On Sunday April 26, the 1 Uppers performed at The Little Red Hen in Greenlake. We’ve played there many times, and it’s always a lot of fun to have an audience that really knows country music, and knows how to dance to it. It makes our shows a lot of fun, and we always have to be ready to respond to the room’s energy. One of the challenges of playing at The Little Red Hen is the stage configuration : it’s very shallow and quite wide. We’re a six-piece band, and I play on the far side of stage right (that’s the left side of the stage if you’re looking at it from the audience point of view). Our other electric guitarist, Kris Geren, is all the way on the opposite side of the straight-line formation, so I can’t see or hear him at all during the show. It’s a little disconcerting and means we really have to just be well-rehearsed so we can fly blind during the show.
A few months I decided to sell all of my tub amps and switch to a Quilter Aviator 2×10 amp. It’s very lightweight, and sounds fantastic. This was the first time I’d used this amp at the Hen, and is by far the best my baritone guitar has ever sounded onstage. The Quilter seems to have a much wider dynamic range and better response for that instrument. I’ll be using for banjo as well. Definitely a big step forward in the “quest for tone” department. I’ll likely use the Quilter for select DMQ shows as well, as it would allow me to have a lightweight “grab and go” rig composed of that amp and the Line6 M9.

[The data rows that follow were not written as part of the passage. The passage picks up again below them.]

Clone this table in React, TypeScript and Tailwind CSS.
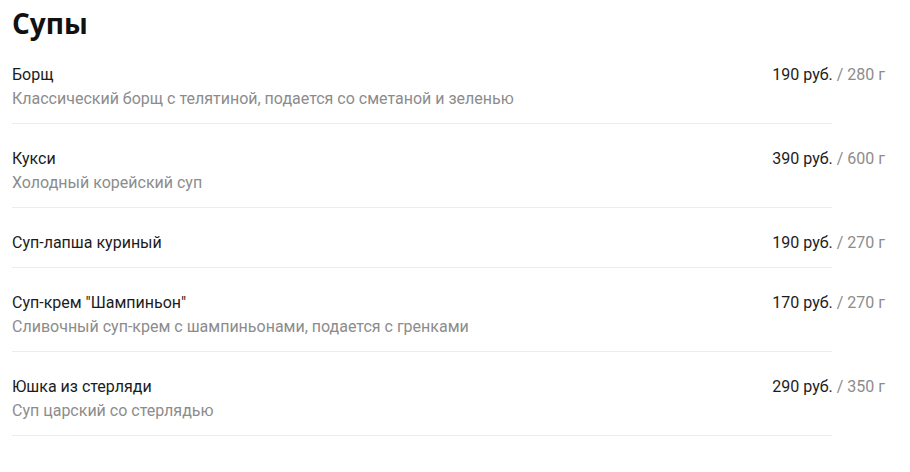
import React from 'react';

type Dish = {
  name: string;
  description?: string;
  price: number;
  weight: number;
};

const soups: Dish[] = [
  { name: 'Борщ', description: 'Классический борщ с телятиной, подается со сметаной и зеленью', price: 190, weight: 280 },
  { name: 'Кукси', description: 'Холодный корейский суп', price: 390, weight: 600 },
  { name: 'Суп-лапша куриный', price: 190, weight: 270 },
  { name: 'Суп-крем "Шампиньон"', description: 'Сливочный суп-крем с шампиньонами, подается с гренками', price: 170, weight: 270 },
  { name: 'Юшка из стерляди', description: 'Суп царский со стерлядью', price: 290, weight: 350 },
];

const DishRow: React.FC<{ dish: Dish }> = ({ dish }) => (
  <li className="mb-[23px]">
    <div className="flex justify-between items-start w-[873px]">
      <div>
        <div className="text-base leading-6 text-[#1c1c1c]">{dish.name}</div>
        {dish.description && (
          <div className="text-base leading-6 text-[#8c8c8c]">{dish.description}</div>
        )}
      </div>
      <div className="text-base leading-6 whitespace-nowrap">
        <span className="text-[#1c1c1c]">{dish.price} руб.</span>
        <span className="text-[#8c8c8c]"> / {dish.weight} г</span>
      </div>
    </div>
    <div className="mt-3 w-[820px] h-px bg-[#ececec]" />
  </li>
);

const App: React.FC = () => {
  return (
    <div className="min-h-screen bg-white px-3 pt-[5px] font-['Roboto',sans-serif]">
      {/* Section title */}
      <h1 className="text-[28px] leading-9 font-bold text-[#111] font-['Open_Sans',sans-serif] mb-[22px]">
        Супы
      </h1>
      <ul>
        {soups.map(d => (
          <DishRow key={d.name} dish={d} />
        ))}
      </ul>
    </div>
  );
};

export default App;
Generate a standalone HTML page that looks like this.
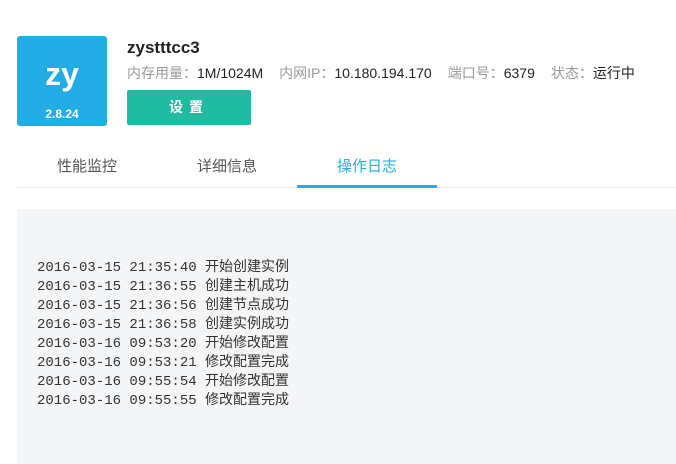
<!DOCTYPE html>
<html><head><meta charset="utf-8"><style>
body{margin:0;width:676px;height:464px;background:#fff;font-family:"Liberation Sans","Noto Sans CJK SC",sans-serif;position:relative;overflow:hidden}
.logo{position:absolute;left:17px;top:36px;width:90px;height:90px;background:#22aee5;border-radius:3px;color:#fff;text-align:center}
.logo .a{position:absolute;top:18px;left:0;right:0;font-size:32px;font-weight:bold;line-height:40px}
.logo .b{position:absolute;top:71px;left:0;right:0;font-size:12px;font-weight:bold}
.name{position:absolute;left:127px;top:38px;font-size:17px;font-weight:bold;color:#222}
.info{position:absolute;left:127px;top:63px;font-size:14px;color:#222;white-space:nowrap}
.info span.l{color:#999}
.info span.g{display:inline-block;width:16px}
.btn{position:absolute;left:127px;top:90px;width:124px;height:35px;background:#21bba1;border-radius:2px;color:#fff;font-size:14px;font-weight:bold;text-align:center;line-height:35px;letter-spacing:6px}
.tab{position:absolute;top:155px;font-size:15px;color:#555;width:140px;text-align:center}
.line{position:absolute;left:17px;right:0;top:187px;height:1px;background:#e8eaed}
.ul{position:absolute;left:297px;top:185px;width:140px;height:3px;background:#22aee5}
.box{position:absolute;left:17px;top:209px;right:0;bottom:0;background:#f4f5f7}
pre{position:absolute;left:37px;top:259px;margin:0;font-family:"Liberation Mono","Noto Sans CJK SC",monospace;font-size:14px;line-height:19px;color:#333}
</style></head><body>
<div class="logo"><div class="a">zy</div><div class="b">2.8.24</div></div>
<div class="name">zystttcc3</div>
<div class="info"><span class="l">内存用量：</span>1M/1024M<span class="g"></span><span class="l">内网IP：</span>10.180.194.170<span class="g"></span><span class="l">端口号：</span>6379<span class="g"></span><span class="l">状态：</span>运行中</div>
<div class="btn">设置</div>
<div class="tab" style="left:17px">性能监控</div>
<div class="tab" style="left:157px">详细信息</div>
<div class="tab" style="left:297px;color:#22aee5">操作日志</div>
<div class="line"></div><div class="ul"></div>
<div class="box"></div>
<pre>2016-03-15 21:35:40 开始创建实例
2016-03-15 21:36:55 创建主机成功
2016-03-15 21:36:56 创建节点成功
2016-03-15 21:36:58 创建实例成功
2016-03-16 09:53:20 开始修改配置
2016-03-16 09:53:21 修改配置完成
2016-03-16 09:55:54 开始修改配置
2016-03-16 09:55:55 修改配置完成</pre>
</body></html>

We hit the stage with three full sets of music, and as usual, the dance floor was packed all night. The one guarantee of playing at this bar is that if you play well, the audience will dance. It’s a good validation of our hard work in this band, and having that energy makes it a lot easier to get through the late gig on a “school night”.
I’d say this particular performance was probably the best we’ve ever played at The Little Red Hen. The entire band was firing on all cylinders, and there were a lot of ripping solos from all the musicians. I love it when we’re all in tune with each other (even if we can’t hear / see each other) and are playing well. On nights like this, we’re definitely living up to our name. We’ll be back at the same venue in a month, and it’ll be fun to see those familiar faces on the dance floor. If you’ve always wanted to learn how to swing dance, or 2 step, or schottische , this is a great place to do it. During the hour before we start playing, they provide free dance lessons for anyone who wants to learn, and it’s a great opportunity to pick up a few new steps.